Among the last passengers to leave the boat was a plumber from Preston. After disembarking on the seventh life boat the party became disoriented in the darkness and the fog. At some point they apparently rescued several men from the water. The body of young Elsie Emmott who had also fallen into the water as a result of the lifeboat incident, was not recovered.
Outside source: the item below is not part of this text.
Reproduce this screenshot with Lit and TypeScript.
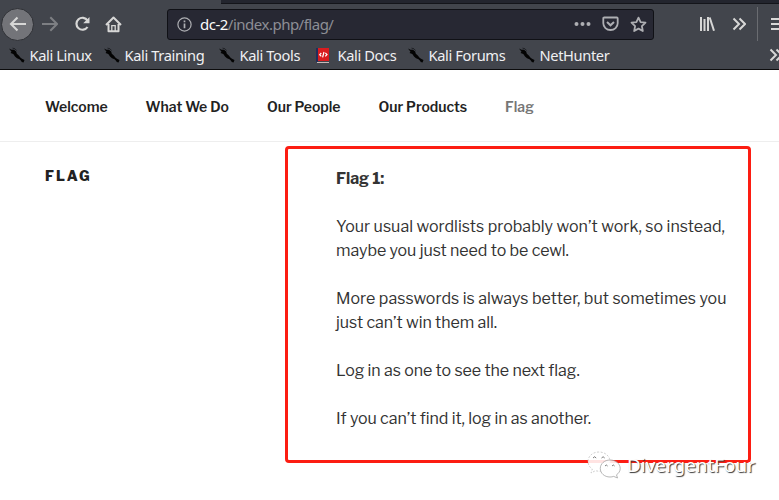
import { LitElement, html, css, svg } from "lit";
import { customElement } from "lit/decorators.js";
import { classMap } from "lit/directives/class-map.js";

const BOOKMARKS = ["Kali Linux", "Kali Training", "Kali Tools", "Kali Docs", "Kali Forums", "NetHunter"];
const PAGES = ["Welcome", "What We Do", "Our People", "Our Products", "Flag"];

const chevrons = svg`<path d="M1.5 2.5 7 8 1.5 13.5M7.5 2.5 13 8 7.5 13.5"/>`;

@customElement("browser-chrome")
class BrowserChrome extends LitElement {
  static styles = css`
    :host { display: flex; flex-direction: column; height: 70px; box-sizing: border-box; background: #42454c; border-bottom: 1px solid #0c0c0d; overflow: hidden; font-family: "Noto Sans", sans-serif; color: #f0f0f2; }
    svg { display: block; fill: none; stroke: #d7d7d6; stroke-width: 2; flex: none; }
    .tabs { height: 4px; margin-left: 221px; box-sizing: border-box; background: #23252e; border-bottom: 1px solid #14151a; flex: none; }
    .bar { display: flex; align-items: center; height: 40px; flex: none; }
    .back { width: 33px; height: 33px; box-sizing: border-box; border-radius: 50%; background: #737479; border: 1px solid #2f3136; display: grid; place-items: center; margin-left: 1px; flex: none; }
    .fwd { margin-left: 8px; opacity: .4; }
    .reload { margin-left: 16px; }
    .home { margin-left: 15px; }
    .url { display: flex; align-items: center; width: 487px; height: 31px; box-sizing: border-box; margin-left: 45px; background: #272833; border: 1px solid #101116; border-radius: 3px; flex: none; padding-left: 9px; }
    .url svg { stroke: #aeafb3; }
    .addr { margin-left: 8px; font-size: 15px; line-height: 20px; color: #8d8e95; flex: 1; white-space: nowrap; letter-spacing: -.5px; }
    .host { color: #fafafa; }
    .dots { margin-right: 11px; }
    .pocket { margin-right: 11px; }
    .star { margin-right: 6px; }
    .lib { margin-left: 45px; }
    .more { margin-left: 17px; }
    .sep { width: 1px; height: 34px; background: #6a6c71; margin-left: 11px; flex: none; }
    .menu { margin-left: 13px; }
    .marks { display: grid; grid-template-columns: 95px 115px 98px 91px 111px 251px 16px; align-items: center; height: 22px; padding-left: 8px; }
    .mark { display: flex; align-items: center; gap: 4px; font-size: 14.67px; line-height: 20px; white-space: nowrap; letter-spacing: -.38px; }
    .mark svg { width: 17px; height: 17px; }
    .mark span { padding-left: .5px; }
  `;
  dragon() {
    return html`<svg viewBox="0 0 17 17"><path d="M1 1.500 3.500 2.800 6 2.800 8.200 4.500 8.800 6.800 10.800 8.600 12.600 10.800 14 11.800 16.500 13 15.500 15.500 13.800 15 12.800 13.500 11.500 12.300 9 11.300 7 9.500 5.300 7 2.500 6 3.500 4.800Z" fill="#030303" stroke="none"/><path d="M4.500 1.100 7 1.800 8.500 3.500" stroke="#1b1d20" stroke-width=".9"/></svg>`;
  }
  docs() {
    return html`<svg viewBox="0 0 17 17"><path d="M0 1h13v13H0z" fill="#d91c1f" stroke="none"/><path d="M0 1h2v14H0z" fill="#222d5b" stroke="none"/><path d="M1 15.500h12" stroke="#c8b9b9" stroke-width="1"/><path d="M5.300 6 3.700 7.700 5.300 9.400M9.300 5.800 11 7.500 9.300 9.300M8 5 6.600 10.300" stroke="#fff" stroke-width="1.200"/></svg>`;
  }
  render() {
    return html`
      <div class="tabs"></div>
      <div class="bar">
        <div class="back"><svg width="18" height="16" viewBox="0 0 18 16"><path d="M17 8H2M8.500 1.500 2 8l6.500 6.500" stroke-width="2.100"/></svg></div>
        <svg class="fwd" width="16" height="16" viewBox="0 0 16 16"><path d="M0 8h14M8.300 1.300 15 8l-6.700 6.700"/></svg>
        <svg class="reload" width="16" height="16" viewBox="0 0 16 16"><path d="M13.500 4.500A6 6 0 1 0 13.500 11" stroke-width="2.200"/><path d="M15.500 1v6.300H9.200Z" fill="#d7d7d6" stroke="none"/></svg>
        <svg class="home" width="17" height="17" viewBox="0 0 17 17"><path d="M1 9 8.500 1.500 16 9M3.500 8v7.300h10V8" stroke-linejoin="round"/><path d="M6.800 15V9.700h3.400V15" stroke-width="1.300"/></svg>
        <div class="url">
          <svg width="15" height="15" viewBox="0 0 15 15"><circle cx="7.500" cy="7.500" r="6.600" stroke-width="1.200"/><path d="M7.500 6.500V11.300M7.500 3.500v1.700" stroke-width="1.700"/></svg>
          <div class="addr"><span class="host">dc-2</span>/index.php/flag/</div>
          <svg class="dots" width="17" height="6" viewBox="0 0 17 6"><g fill="#aeafb3" stroke="none"><circle cx="2.500" cy="3" r="2"/><circle cx="8.500" cy="3" r="2"/><circle cx="14.500" cy="3" r="2"/></g></svg>
          <svg class="pocket" width="17" height="16" viewBox="0 0 17 16"><path d="M2.200 1.500h12.600q.9 0 .9.900v4.900a7.200 6.700 0 0 1-14.400 0V2.400q0-.9.900-.9Z" stroke-width="1.800"/><path d="M5 6l3.500 3.300L12 6" stroke-width="2"/></svg>
          <svg class="star" width="17" height="17" viewBox="0 0 17 17"><path d="m8.500 1.600 2.100 4.500 4.900.6-3.600 3.400.9 4.900-4.300-2.400L4.200 15l.9-4.900-3.600-3.400 4.900-.6Z" stroke-width="1.800" stroke-linejoin="round"/></svg>
        </div>
        <svg class="lib" width="16" height="16" viewBox="0 0 16 16"><path d="M2 1v14M5.500 3v12M9 1v14"/><path d="m10.700 1.500 4.300 13.300"/></svg>
        <svg class="more" width="14" height="16" viewBox="0 0 14 16">${chevrons}</svg>
        <div class="sep"></div>
        <svg class="menu" width="16" height="16" viewBox="0 0 16 16"><path d="M0 3h15M0 8h15M0 13h15"/></svg>
      </div>
      <div class="marks">
        ${BOOKMARKS.map((name) => html`<div class="mark">${name === "Kali Docs" ? this.docs() : this.dragon()}<span>${name}</span></div>`)}
        <svg width="14" height="16" viewBox="0 0 14 16">${chevrons}</svg>
      </div>`;
  }
}

@customElement("app-root")
class AppRoot extends LitElement {
  static styles = css`
    :host { display: block; position: relative; width: 779px; height: 500px; overflow: hidden; background: #fff; font-family: "Libre Franklin", "Liberation Sans", sans-serif; }
    nav { display: flex; gap: 38px; height: 72px; box-sizing: border-box; align-items: center; padding: 2px 0 0 45px; border-bottom: 1px solid #eee; font-size: 14px; font-weight: 600; color: #222; letter-spacing: -.02px; }
    .current { color: #767676; }
    main { display: flex; padding-top: 4px; }
    h2 { margin: 20px 0 0 45px; width: 240px; box-sizing: border-box; font-size: 14px; line-height: 20px; font-weight: 800; letter-spacing: 2.1px; color: #222; flex: none; }
    article { box-sizing: border-box; width: 466px; height: 317px; border: 3px solid #fc1d12; border-radius: 4px; padding: 18px 0 0 48px; font-size: 16px; line-height: 24px; color: #333; white-space: nowrap; }
    p { margin: 0 0 24px; }
    b { font-weight: 700; letter-spacing: -.1px; }
    .wide { letter-spacing: .02px; }
    .tight { letter-spacing: -.06px; }
    .mark { position: absolute; left: 587px; top: 450px; display: flex; align-items: center; gap: 6px; }
    .name { font: 18.900px/28px "Noto Sans", sans-serif; color: #fff; text-shadow: 1px 1px 1px #333; }
    .mark svg { display: block; }
  `;
  render() {
    return html`
      <browser-chrome></browser-chrome>
      <nav>${PAGES.map((p) => html`<span class=${classMap({ current: p === "Flag" })}>${p}</span>`)}</nav>
      <main>
        <h2>FLAG</h2>
        <article>
          <p><b>Flag 1:</b></p>
          <p><span class="wide">Your usual wordlists probably won’t work, so instead,</span><br><span class="tight">maybe you just need to be cewl.</span></p>
          <p><span class="wide">More passwords is always better, but sometimes you</span><br><span class="tight">just can’t win them all.</span></p>
          <p><span class="tight">Log in as one to see the next flag.</span></p>
          <p><span class="tight">If you can’t find it, log in as another.</span></p>
        </article>
      </main>
      <div class="mark">
        <svg width="34" height="30" viewBox="0 0 34 30" fill="#fff" fill-opacity=".88" stroke="#999" stroke-width=".7">
          <path d="M12 2C5.800 2 1 6 1 11.500c0 3.200 1.600 5.800 4.300 7.500L4 23l4.500-2.300c1.100.3 2.300.5 3.500.5 6.200 0 11-4.200 11-9.600S18.200 2 12 2Z" stroke-dasharray="2 1.500" stroke="#bbb"/>
          <path d="M23 10c-5.500 0-9.700 3.700-9.700 8.500S17.500 27 23 27c1.300 0 2.600-.2 3.700-.6L30.500 28l-1-3.200c2.300-1.500 3.700-3.700 3.700-6.300 0-4.800-4.500-8.500-10.200-8.500Z"/>
          <path d="M6 8q1.600-2.500 3.200 0M14.500 8q1.600-2.500 3.200 0M18 16q1.300-2 2.600 0M25 16q1.300-2 2.600 0" fill="none" stroke="#444"/>
        </svg>
        <span class="name">DivergentFour</span>
      </div>`;
  }
}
Lost in the darkness, the Waesland's lights would draw them back to the scene of the accident. They would then witness the Waesland last moments.
    "... It was seen that the stern end of the vessel was sinking and it was realized they were rowing to the unmanned craft. The course of the boat was at once changed, but before the Waesland was again hidden in the fog there was a movement on her port which denoted she could float but a few seconds more. She began to settle on her port side, and then suddenly with a lurch disappeared beneath the waves. As she went down and the water gained access to the boilers they burst with a deadening crash".
The last to leave the Waesland were the Captain and remaining crew. Estimates vary between 30 and 40 minutes from the time the Waesland was struck to the time she slipped beneath the surface. Clearly, to remove passengers and crew within this time frame was a remarkable feat. It would be 2:00 A.M. before all the lifeboats could be brought to the Harmonides and the passengers safely secured on board. Fortunately the forward bulkheads of the Harmonides had prevented it from experiencing a fate similar to that of the Waesland. Following their eventual return to Liverpool a number of passengers would sign a letter commending the Captain and crew.

Wireless was not yet a fixture on ocean going vessels. Word was sent first to a pilot boat which had encountered the Harmonides on its return to Liverpool, and then by telegraph to the owners who dispatched tugs. However, the condition of the Harmonides was such that it would be 28 hours from the time of the collision until she would, with assistance, limp up the Mersey to the Huskisson Dock.

On March 10, 1902, in the matter of Edwin Dangerfield, the Coroner's inquest would return a verdict of "Accidental Death".